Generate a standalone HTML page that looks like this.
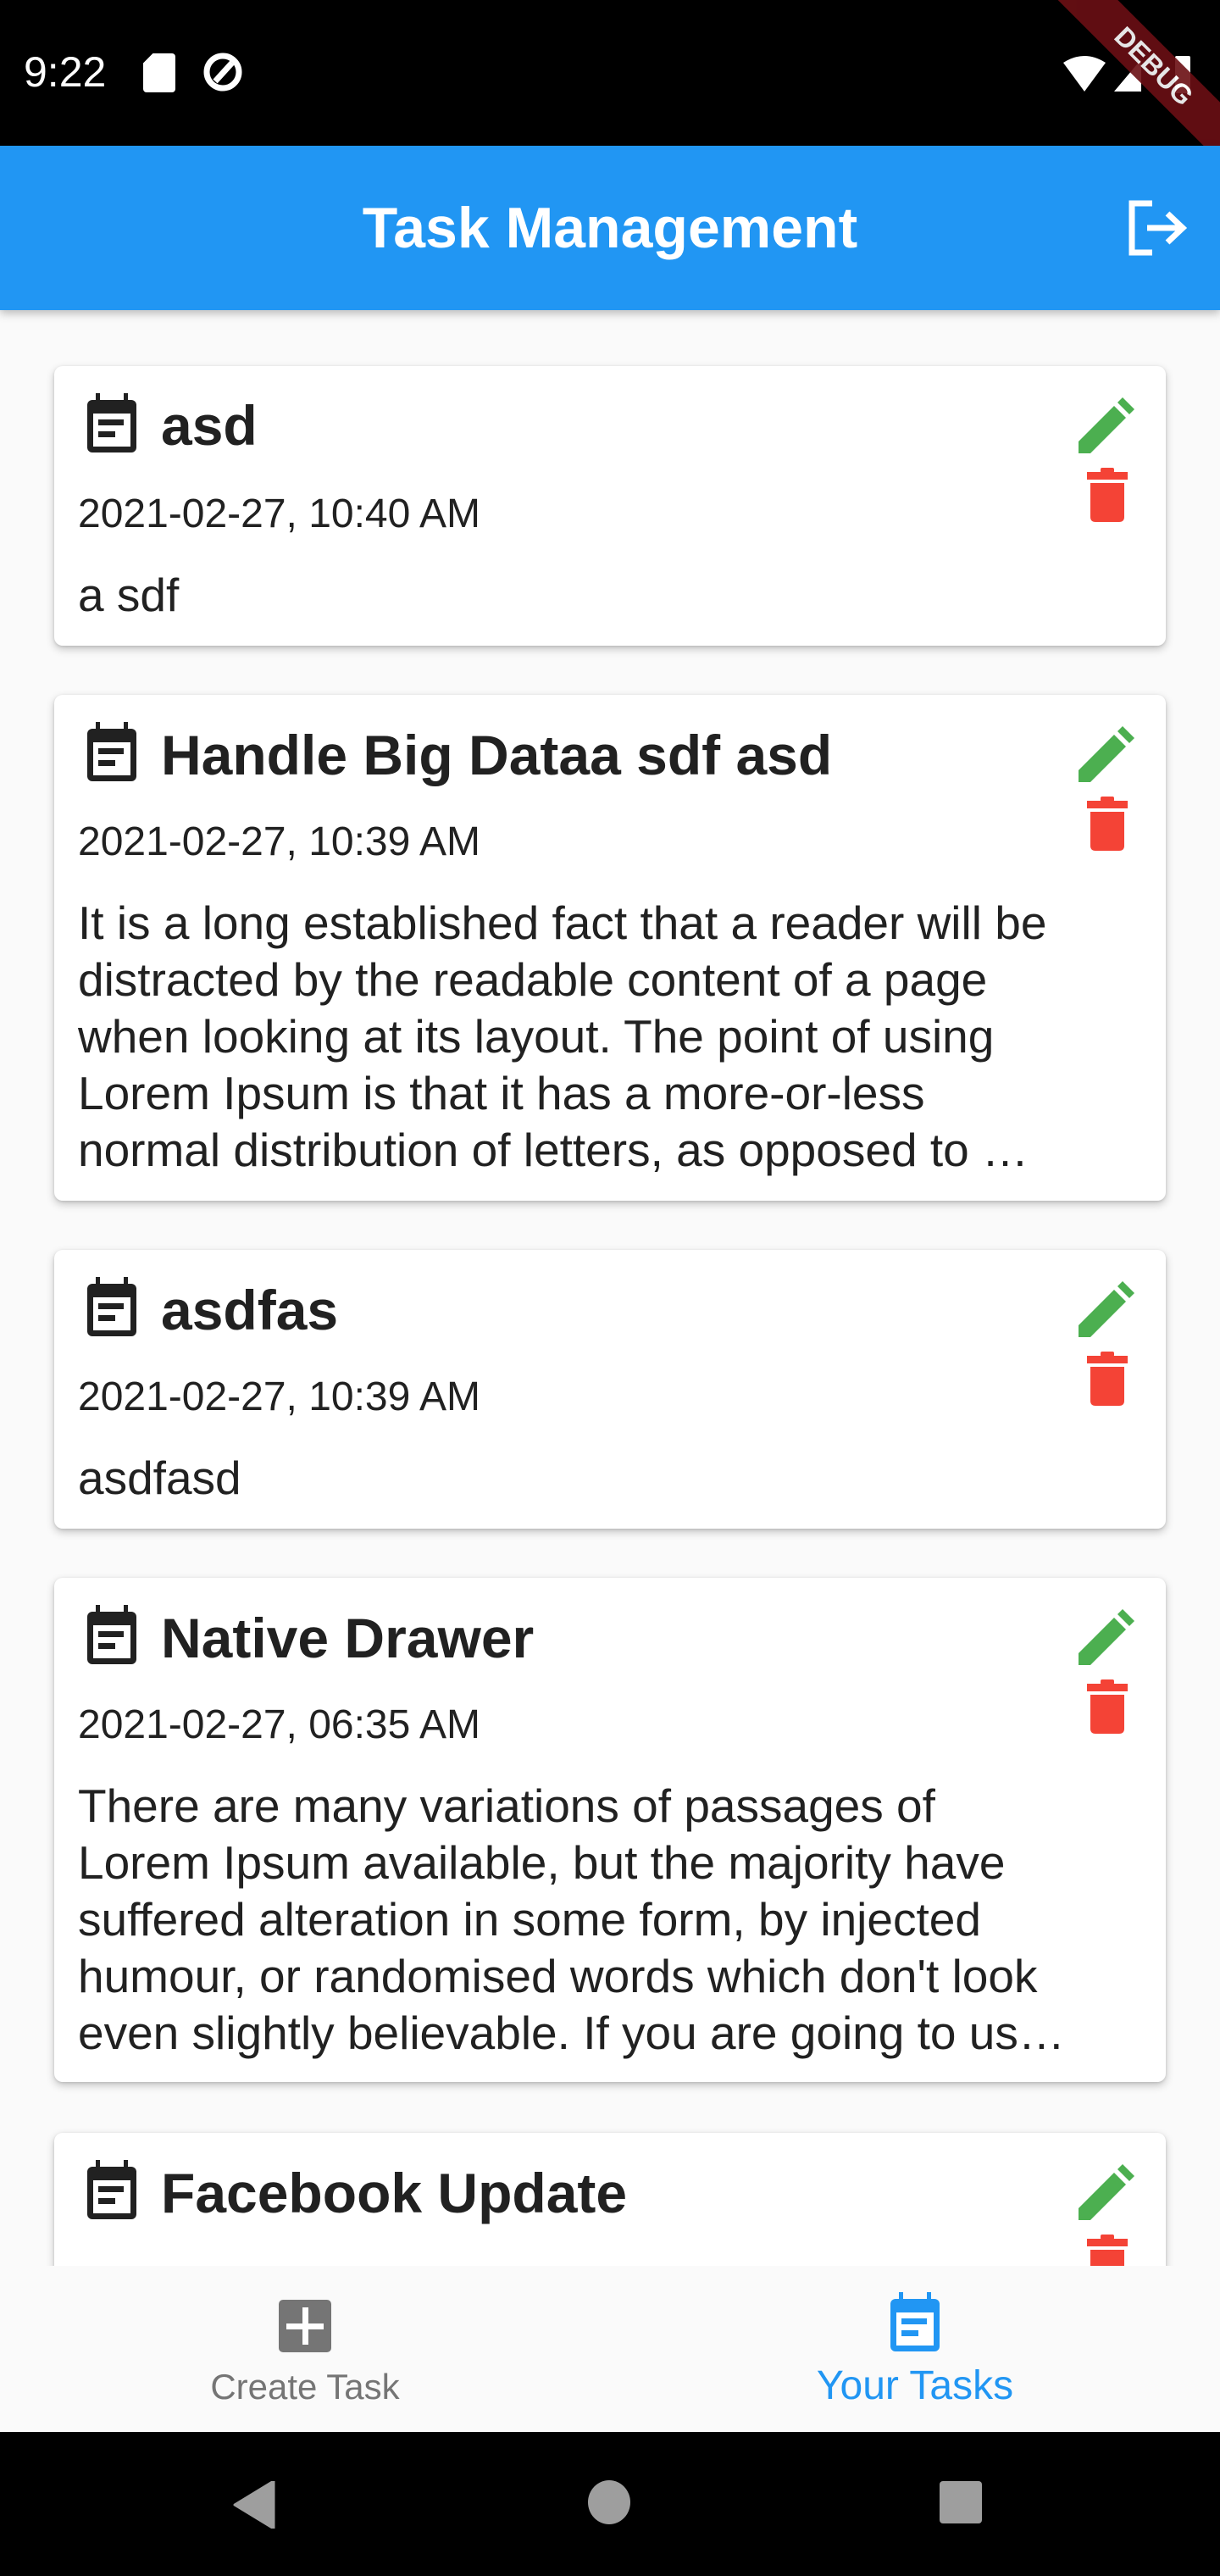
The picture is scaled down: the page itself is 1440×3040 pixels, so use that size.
<!DOCTYPE html>
<html><head><meta charset="utf-8"><style>
*{margin:0;padding:0;box-sizing:border-box}
body{width:1440px;height:3040px;overflow:hidden;background:#fafafa;font-family:"Liberation Sans",Roboto,sans-serif;position:relative;color:#212121}
.status{position:absolute;left:0;top:0;width:1440px;height:172px;background:#000;color:#fff;overflow:hidden}
.appbar{position:absolute;left:0;top:172px;width:1440px;height:194px;background:#2196f3;box-shadow:0 4px 10px rgba(0,0,0,.25);z-index:2}
.appbar h1{position:absolute;left:0;width:1440px;text-align:center;top:52px;font-size:68px;font-weight:bold;color:#fff;line-height:90px}
.card{position:absolute;left:64px;width:1312px;background:#fff;border-radius:10px;box-shadow:0 4px 10px rgba(0,0,0,.22),0 1px 3px rgba(0,0,0,.12)}
.card .ic{position:absolute;left:37px;width:62px;height:70px}
.card .t{position:absolute;left:126px;font-size:66px;font-weight:bold;line-height:80px;white-space:nowrap}
.card .d{position:absolute;left:28px;font-size:48px;line-height:60px;white-space:nowrap}
.card .b{position:absolute;left:28px;font-size:55px;line-height:67px;white-space:nowrap}
.card .ed{position:absolute;left:1209px;width:66px;height:66px}
.card .tr{position:absolute;left:1219px;width:48px;height:64px}
.nav{position:absolute;left:0;top:2674px;width:1440px;height:196px;background:#fafafa;z-index:3}
.sys{position:absolute;left:0;top:2870px;width:1440px;height:170px;background:#000;z-index:3}
</style></head><body>
<div class="status">
 <div style="position:absolute;left:28px;top:54px;font-size:50px;line-height:62px">9:22</div>
 <div style="position:absolute;left:169px;top:63px;width:38px;height:46px;background:#fff;border-radius:4px;clip-path:polygon(30% 0,100% 0,100% 100%,0 100%,0 25%)"></div>
 <svg style="position:absolute;left:238px;top:60px" width="50" height="52" viewBox="0 0 50 52"><circle cx="25" cy="25" r="19" fill="none" stroke="#fff" stroke-width="7"/><path d="M16 36 L36 14" stroke="#fff" stroke-width="7"/></svg>
 <svg style="position:absolute;left:1255px;top:62px" width="160" height="50" viewBox="0 0 160 50"><path d="M0 12 Q25 -4 50 12 L25 46Z" fill="#fff"/><path d="M60 46 L92 8 L92 46Z" fill="#fff"/><rect x="132" y="4" width="18" height="44" rx="2" fill="#fff"/></svg>
 <div style="position:absolute;left:1202px;top:53px;width:320px;height:50px;background:#6b0f14;transform:rotate(45deg);color:#fff;font-weight:bold;font-size:32px;text-align:center;line-height:50px;opacity:.9">DEBUG</div>
</div>
<div class="appbar"><h1>Task Management</h1>
 <svg style="position:absolute;left:1330px;top:64px" width="72" height="66" viewBox="0 0 72 66"><path d="M30 4 H6 V62 H30" fill="none" stroke="#fff" stroke-width="7"/><path d="M24 33 H64 M48 16 L66 33 L48 50" fill="none" stroke="#fff" stroke-width="7"/></svg>
</div>

<svg width="0" height="0" style="position:absolute"><defs>
<symbol id="cal" viewBox="0 0 62 70"><rect x="12" y="0" width="5" height="12" fill="currentColor"/><rect x="45" y="0" width="5" height="12" fill="currentColor"/><rect x="2" y="8" width="58" height="62" rx="6" fill="currentColor"/><rect x="9" y="24" width="44" height="39" fill="#fff"/><rect x="15" y="31" width="30" height="7" fill="currentColor"/><rect x="15" y="45" width="20" height="7" fill="currentColor"/></symbol>
<symbol id="pen" viewBox="0 0 66 66"><path d="M0 66 V52 L42 10 L56 24 L14 66Z" fill="#4caf50"/><path d="M46 6 L52 0 L66 14 L60 20Z" fill="#4caf50"/></symbol>
<symbol id="bin" viewBox="0 0 48 64"><rect x="16" y="0" width="16" height="6" rx="2" fill="#f44336"/><rect x="0" y="5" width="48" height="9" fill="#f44336"/><path d="M4 18 H44 V58 Q44 64 38 64 H10 Q4 64 4 58Z" fill="#f44336"/></symbol>
</defs></svg>

<div class="card" style="top:432px;height:330px">
 <svg class="ic" style="top:32px;color:#212121"><use href="#cal"/></svg>
 <div class="t" style="top:30px">asd</div>
 <div class="d" style="top:145px">2021-02-27, 10:40 AM</div>
 <div class="b" style="top:237px">a sdf</div>
 <svg class="ed" style="top:37px"><use href="#pen"/></svg>
 <svg class="tr" style="top:120px"><use href="#bin"/></svg>
</div>

<div class="card" style="top:820px;height:597px">
 <svg class="ic" style="top:32px;color:#212121"><use href="#cal"/></svg>
 <div class="t" style="top:31px">Handle Big Dataa sdf asd</div>
 <div class="d" style="top:144px">2021-02-27, 10:39 AM</div>
 <div class="b" style="top:236px">It is a long established fact that a reader will be<br>distracted by the readable content of a page<br>when looking at its layout. The point of using<br>Lorem Ipsum is that it has a more-or-less<br>normal distribution of letters, as opposed to …</div>
 <svg class="ed" style="top:37px"><use href="#pen"/></svg>
 <svg class="tr" style="top:120px"><use href="#bin"/></svg>
</div>

<div class="card" style="top:1475px;height:329px">
 <svg class="ic" style="top:32px;color:#212121"><use href="#cal"/></svg>
 <div class="t" style="top:31px">asdfas</div>
 <div class="d" style="top:144px">2021-02-27, 10:39 AM</div>
 <div class="b" style="top:236px">asdfasd</div>
 <svg class="ed" style="top:37px"><use href="#pen"/></svg>
 <svg class="tr" style="top:120px"><use href="#bin"/></svg>
</div>

<div class="card" style="top:1862px;height:595px">
 <svg class="ic" style="top:32px;color:#212121"><use href="#cal"/></svg>
 <div class="t" style="top:31px">Native Drawer</div>
 <div class="d" style="top:144px">2021-02-27, 06:35 AM</div>
 <div class="b" style="top:236px">There are many variations of passages of<br>Lorem Ipsum available, but the majority have<br>suffered alteration in some form, by injected<br>humour, or randomised words which don't look<br>even slightly believable. If you are going to us…</div>
 <svg class="ed" style="top:37px"><use href="#pen"/></svg>
 <svg class="tr" style="top:120px"><use href="#bin"/></svg>
</div>

<div class="card" style="top:2517px;height:400px">
 <svg class="ic" style="top:32px;color:#212121"><use href="#cal"/></svg>
 <div class="t" style="top:31px">Facebook Update</div>
 <svg class="ed" style="top:37px"><use href="#pen"/></svg>
 <svg class="tr" style="top:120px"><use href="#bin"/></svg>
</div>

<div class="nav">
 <div style="position:absolute;left:329px;top:40px;width:62px;height:62px;background:#757575;border-radius:5px"></div>
 <div style="position:absolute;left:357px;top:49px;width:7px;height:44px;background:#fff"></div>
 <div style="position:absolute;left:338px;top:68px;width:44px;height:7px;background:#fff"></div>
 <div style="position:absolute;left:0;width:720px;text-align:center;top:117px;font-size:42px;line-height:52px;color:#757575">Create Task</div>
 <svg style="position:absolute;left:1049px;top:31px;color:#2196f3" width="62" height="70"><use href="#cal"/></svg>
 <div style="position:absolute;left:720px;width:720px;text-align:center;top:114px;font-size:48px;line-height:56px;color:#2196f3">Your Tasks</div>
</div>
<div class="sys">
 <svg style="position:absolute;left:275px;top:58px" width="50" height="56"><path d="M48 0 V56 L2 28Z" fill="#9e9e9e" stroke="#9e9e9e" stroke-width="3" stroke-linejoin="round"/></svg>
 <div style="position:absolute;left:694px;top:57px;width:50px;height:52px;border-radius:50%;background:#9e9e9e"></div>
 <div style="position:absolute;left:1109px;top:58px;width:50px;height:50px;border-radius:4px;background:#9e9e9e"></div>
</div>
</body></html>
_ _ _
The request: Tally up the lines holding the string "that" in this listing, and report the total alone.

Full output: 3